Without the pictures, repeat the listing character for character.
##### Data section
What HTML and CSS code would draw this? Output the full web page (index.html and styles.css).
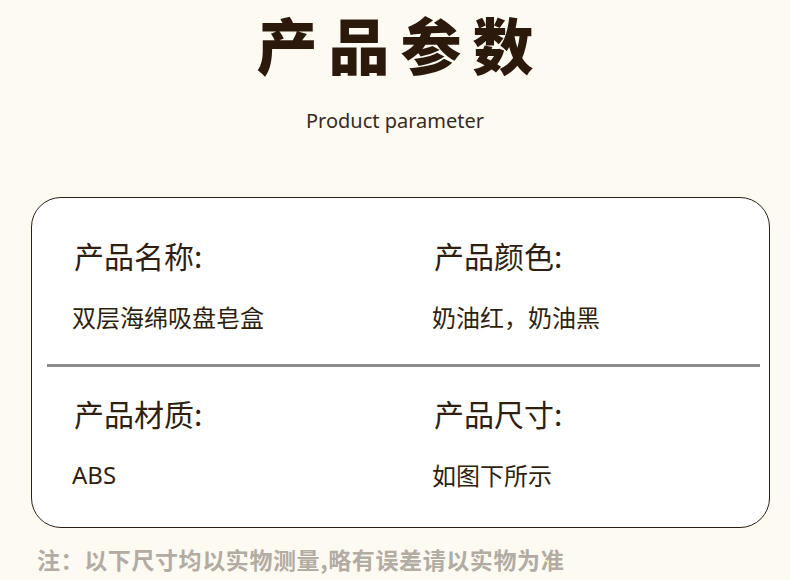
FILE: index.html
```html
<!DOCTYPE html>
<html lang="zh-CN">
<head>
    <meta charset="UTF-8">
    <meta name="viewport" content="width=device-width, initial-scale=1.0">
    <title>产品参数</title>
    <link rel="stylesheet" href="styles.css">
</head>
<body>
    <!-- Header -->
    <div class="head">
        <h1 class="title">产品参数</h1>
        <p class="subtitle">Product parameter</p>
    </div>

    <!-- Parameter card -->
    <div class="card">
        <div class="row">
            <div class="item">
                <div class="label">产品名称:</div>
                <div class="value">双层海绵吸盘皂盒</div>
            </div>
            <div class="item">
                <div class="label">产品颜色:</div>
                <div class="value">奶油红，奶油黑</div>
            </div>
        </div>
        <div class="divider"></div>
        <div class="row">
            <div class="item">
                <div class="label">产品材质:</div>
                <div class="value latin">ABS</div>
            </div>
            <div class="item">
                <div class="label">产品尺寸:</div>
                <div class="value">如图下所示</div>
            </div>
        </div>
    </div>

    <p class="note">注：以下尺寸均以实物测量,略有误差请以实物为准</p>
</body>
</html>
```

FILE: styles.css
```css
/* Basic page styling */
body {
    margin: 0;
    background-color: #fdfaf2;
    color: #2f1f10;
    font-family: "Noto Sans CJK SC", "Noto Sans", sans-serif;
}
.head {
    text-align: center;
}
.title {
    margin: 0;
    font-size: 61px;
    font-weight: 900;
    line-height: 88px;
    letter-spacing: 11px;
    padding-left: 11px;
    color: #2b1a0c;
}
.subtitle {
    margin: 20px 0 0;
    font-family: "Noto Sans", sans-serif;
    font-size: 20px;
    line-height: 26px;
    color: #3a2a1c;
}
/* Card */
.card {
    margin: 63px 20px 0 31px;
    background-color: #fff;
    border: 1px solid #2a2018;
    border-radius: 30px;
    height: 331px;
    box-sizing: border-box;
    padding-top: 36px;
}
.row {
    display: grid;
    grid-template-columns: 360px 1fr;
    padding-left: 42px;
}
.label {
    font-size: 30px;
    line-height: 42px;
}
.value {
    margin-top: 25px;
    font-size: 24px;
    line-height: 32px;
    margin-left: -2px;
}
.value.latin {
    font-family: "Noto Sans", sans-serif;
}
.divider {
    height: 3px;
    background-color: #8c8c8c;
    margin: 31px 9px 25px 15px;
}
.note {
    margin: 12px 0 0 37px;
    font-size: 23px;
    font-weight: bold;
    line-height: 38px;
    letter-spacing: 0.6px;
    color: #b2aca3;
}
```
##########
**Solution for this task**
What HTML and CSS code would draw this? Output the full web page (index.html and styles.css).
FILE: index.html
```html
<!DOCTYPE html>
<html lang="zh-CN">
<head>
    <meta charset="UTF-8">
    <meta name="viewport" content="width=device-width, initial-scale=1.0">
    <title>产品参数</title>
    <link rel="stylesheet" href="styles.css">
</head>
<body>
    <!-- Header -->
    <div class="head">
        <h1 class="title">产品参数</h1>
        <p class="subtitle">Product parameter</p>
    </div>

    <!-- Parameter card -->
    <div class="card">
        <div class="row">
            <div class="item">
                <div class="label">产品名称:</div>
                <div class="value">双层海绵吸盘皂盒</div>
            </div>
            <div class="item">
                <div class="label">产品颜色:</div>
                <div class="value">奶油红，奶油黑</div>
            </div>
        </div>
        <div class="divider"></div>
        <div class="row">
            <div class="item">
                <div class="label">产品材质:</div>
                <div class="value latin">ABS</div>
            </div>
            <div class="item">
                <div class="label">产品尺寸:</div>
                <div class="value">如图下所示</div>
            </div>
        </div>
    </div>

    <p class="note">注：以下尺寸均以实物测量,略有误差请以实物为准</p>
</body>
</html>
```

FILE: styles.css
```css
/* Basic page styling */
body {
    margin: 0;
    background-color: #fdfaf2;
    color: #2f1f10;
    font-family: "Noto Sans CJK SC", "Noto Sans", sans-serif;
}
.head {
    text-align: center;
}
.title {
    margin: 0;
    font-size: 61px;
    font-weight: 900;
    line-height: 88px;
    letter-spacing: 11px;
    padding-left: 11px;
    color: #2b1a0c;
}
.subtitle {
    margin: 20px 0 0;
    font-family: "Noto Sans", sans-serif;
    font-size: 20px;
    line-height: 26px;
    color: #3a2a1c;
}
/* Card */
.card {
    margin: 63px 20px 0 31px;
    background-color: #fff;
    border: 1px solid #2a2018;
    border-radius: 30px;
    height: 331px;
    box-sizing: border-box;
    padding-top: 36px;
}
.row {
    display: grid;
    grid-template-columns: 360px 1fr;
    padding-left: 42px;
}
.label {
    font-size: 30px;
    line-height: 42px;
}
.value {
    margin-top: 25px;
    font-size: 24px;
    line-height: 32px;
    margin-left: -2px;
}
.value.latin {
    font-family: "Noto Sans", sans-serif;
}
.divider {
    height: 3px;
    background-color: #8c8c8c;
    margin: 31px 9px 25px 15px;
}
.note {
    margin: 12px 0 0 37px;
    font-size: 23px;
    font-weight: bold;
    line-height: 38px;
    letter-spacing: 0.6px;
    color: #b2aca3;
}
```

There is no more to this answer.